#### [Task details]
Pictures appear in the records below; write out everything else exactly.

===== Dataset entries =====

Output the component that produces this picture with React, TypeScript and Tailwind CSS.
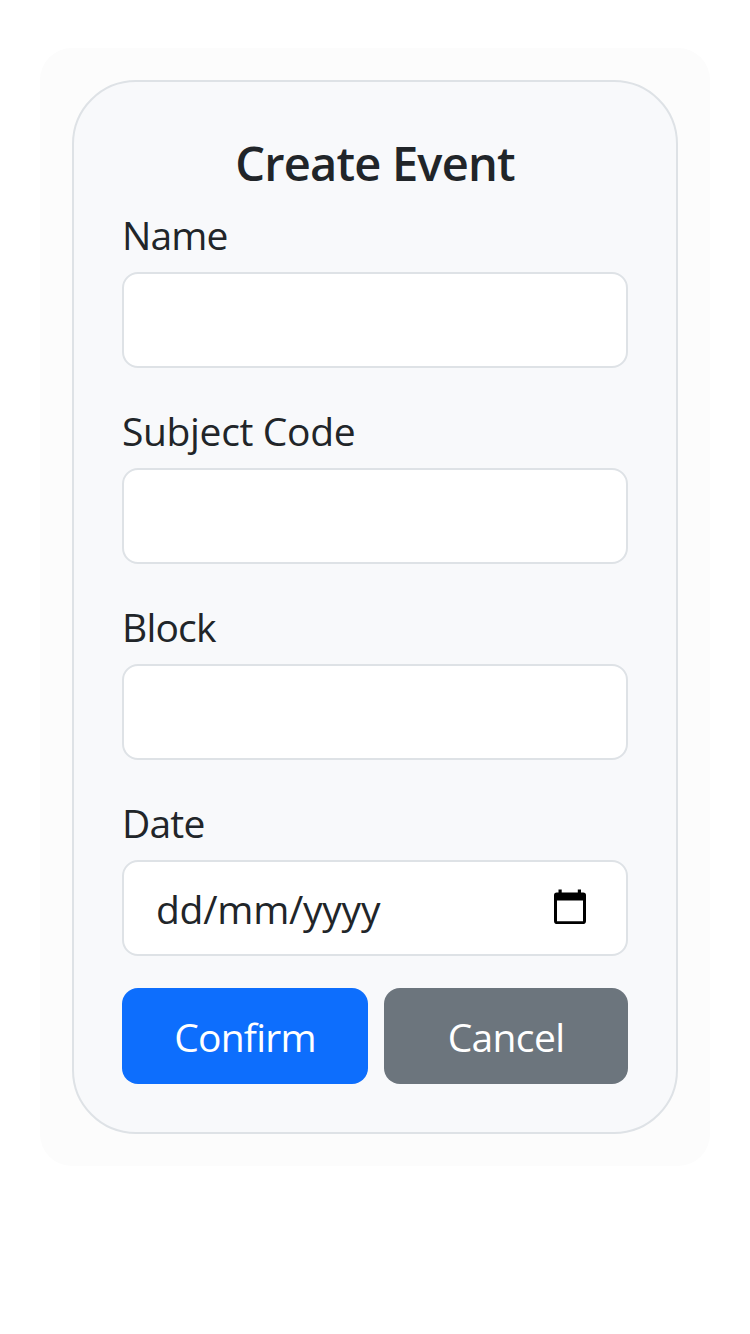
import type { ReactNode } from "react";

const fields = [
  { label: "Name", tracking: "tracking-[-0.85px]" },
  { label: "Subject Code", tracking: "tracking-[-0.35px]" },
  { label: "Block", tracking: "tracking-[-0.8px]" },
];

function Field({ label, tracking, children }: { label: string; tracking: string; children: ReactNode }) {
  return (
    <label className="mb-8 block">
      <span className={`mb-1 block h-[64px] whitespace-nowrap leading-[62px] ${tracking}`}>{label}</span>
      {children}
    </label>
  );
}

function CalendarIcon() {
  return (
    <svg className="mb-1 h-9 w-9" viewBox="0 0 36 36" aria-hidden="true">
      <path
        fillRule="evenodd"
        d="M6.5 1.5h3.2v3h16.1v-3H29v3h2.2A2.8 2.8 0 0 1 34 7.3v26a2.8 2.8 0 0 1-2.8 2.8H4.8A2.8 2.8 0 0 1 2 33.3v-26a2.8 2.8 0 0 1 2.8-2.8h1.7v-3ZM5 12.4v20.8h26V12.4H5Z"
      />
    </svg>
  );
}

export default function App() {
  return (
    <main className="min-h-[1334px] bg-white px-10 pt-12 font-['Open_Sans','Noto_Sans',sans-serif] text-[39px] font-[375] text-[#212529]">
      <section className="rounded-[32px] bg-[#fcfcfc] p-8">
        <form className="h-[1054px] rounded-[64px] border-2 border-[#dee2e6] bg-[#f8f9fb] px-12 pt-[52px]">
          <h1 className="mb-3 text-center text-[47px] leading-[58px] font-[560] tracking-[-0.8px]">Create Event</h1>
          {fields.map((field) => (
            <Field key={field.label} label={field.label} tracking={field.tracking}>
              <input type="text" className="block h-24 w-full rounded-2xl border-2 border-[#dee2e6] bg-white px-8" />
            </Field>
          ))}
          <Field label="Date" tracking="tracking-[-0.8px]">
            <div className="flex h-24 items-center justify-between rounded-2xl border-2 border-[#dee2e6] bg-white pr-[38px] pl-8">
              <span className="pt-[3px] tracking-[-0.25px]">dd/mm/yyyy</span>
              <CalendarIcon />
            </div>
          </Field>
          <div className="grid grid-cols-[246px_244px] gap-4 text-white">
            <button type="button" className="h-24 rounded-2xl bg-[#0d6efd] pt-[3px] tracking-[-0.75px]">Confirm</button>
            <button type="button" className="h-24 rounded-2xl bg-[#6c757d] pt-[3px] tracking-[-0.65px]">Cancel</button>
          </div>
        </form>
      </section>
    </main>
  );
}
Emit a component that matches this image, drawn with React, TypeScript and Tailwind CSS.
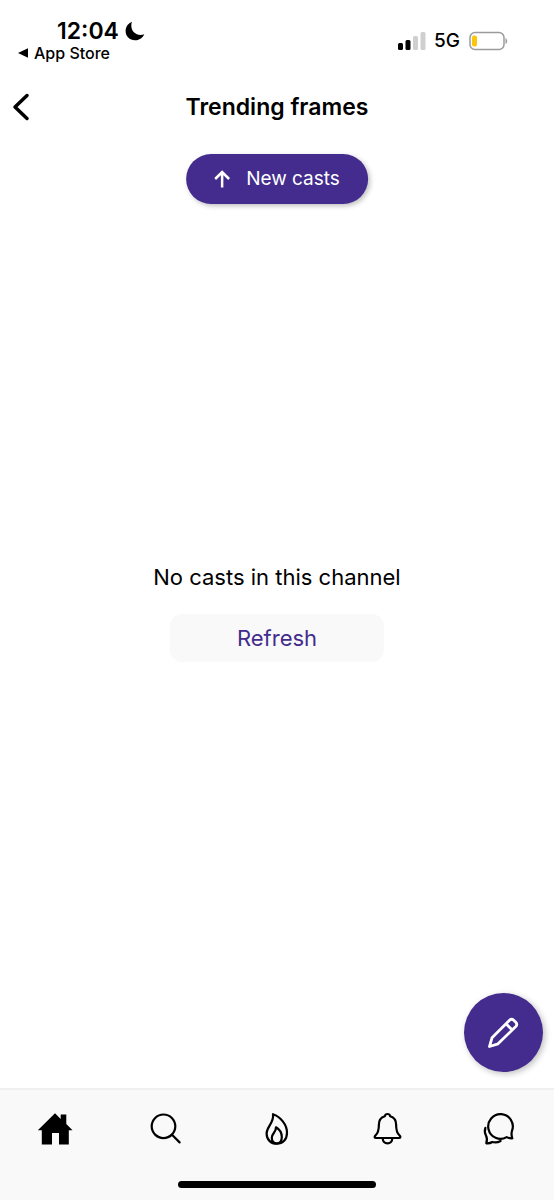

=====

#### [Final result]
Output the component that produces this picture with React, TypeScript and Tailwind CSS.
import type { ReactNode } from "react";

const fields = [
  { label: "Name", tracking: "tracking-[-0.85px]" },
  { label: "Subject Code", tracking: "tracking-[-0.35px]" },
  { label: "Block", tracking: "tracking-[-0.8px]" },
];

function Field({ label, tracking, children }: { label: string; tracking: string; children: ReactNode }) {
  return (
    <label className="mb-8 block">
      <span className={`mb-1 block h-[64px] whitespace-nowrap leading-[62px] ${tracking}`}>{label}</span>
      {children}
    </label>
  );
}

function CalendarIcon() {
  return (
    <svg className="mb-1 h-9 w-9" viewBox="0 0 36 36" aria-hidden="true">
      <path
        fillRule="evenodd"
        d="M6.5 1.5h3.2v3h16.1v-3H29v3h2.2A2.8 2.8 0 0 1 34 7.3v26a2.8 2.8 0 0 1-2.8 2.8H4.8A2.8 2.8 0 0 1 2 33.3v-26a2.8 2.8 0 0 1 2.8-2.8h1.7v-3ZM5 12.4v20.8h26V12.4H5Z"
      />
    </svg>
  );
}

export default function App() {
  return (
    <main className="min-h-[1334px] bg-white px-10 pt-12 font-['Open_Sans','Noto_Sans',sans-serif] text-[39px] font-[375] text-[#212529]">
      <section className="rounded-[32px] bg-[#fcfcfc] p-8">
        <form className="h-[1054px] rounded-[64px] border-2 border-[#dee2e6] bg-[#f8f9fb] px-12 pt-[52px]">
          <h1 className="mb-3 text-center text-[47px] leading-[58px] font-[560] tracking-[-0.8px]">Create Event</h1>
          {fields.map((field) => (
            <Field key={field.label} label={field.label} tracking={field.tracking}>
              <input type="text" className="block h-24 w-full rounded-2xl border-2 border-[#dee2e6] bg-white px-8" />
            </Field>
          ))}
          <Field label="Date" tracking="tracking-[-0.8px]">
            <div className="flex h-24 items-center justify-between rounded-2xl border-2 border-[#dee2e6] bg-white pr-[38px] pl-8">
              <span className="pt-[3px] tracking-[-0.25px]">dd/mm/yyyy</span>
              <CalendarIcon />
            </div>
          </Field>
          <div className="grid grid-cols-[246px_244px] gap-4 text-white">
            <button type="button" className="h-24 rounded-2xl bg-[#0d6efd] pt-[3px] tracking-[-0.75px]">Confirm</button>
            <button type="button" className="h-24 rounded-2xl bg-[#6c757d] pt-[3px] tracking-[-0.65px]">Cancel</button>
          </div>
        </form>
      </section>
    </main>
  );
}
Emit a component that matches this image, drawn with React, TypeScript and Tailwind CSS.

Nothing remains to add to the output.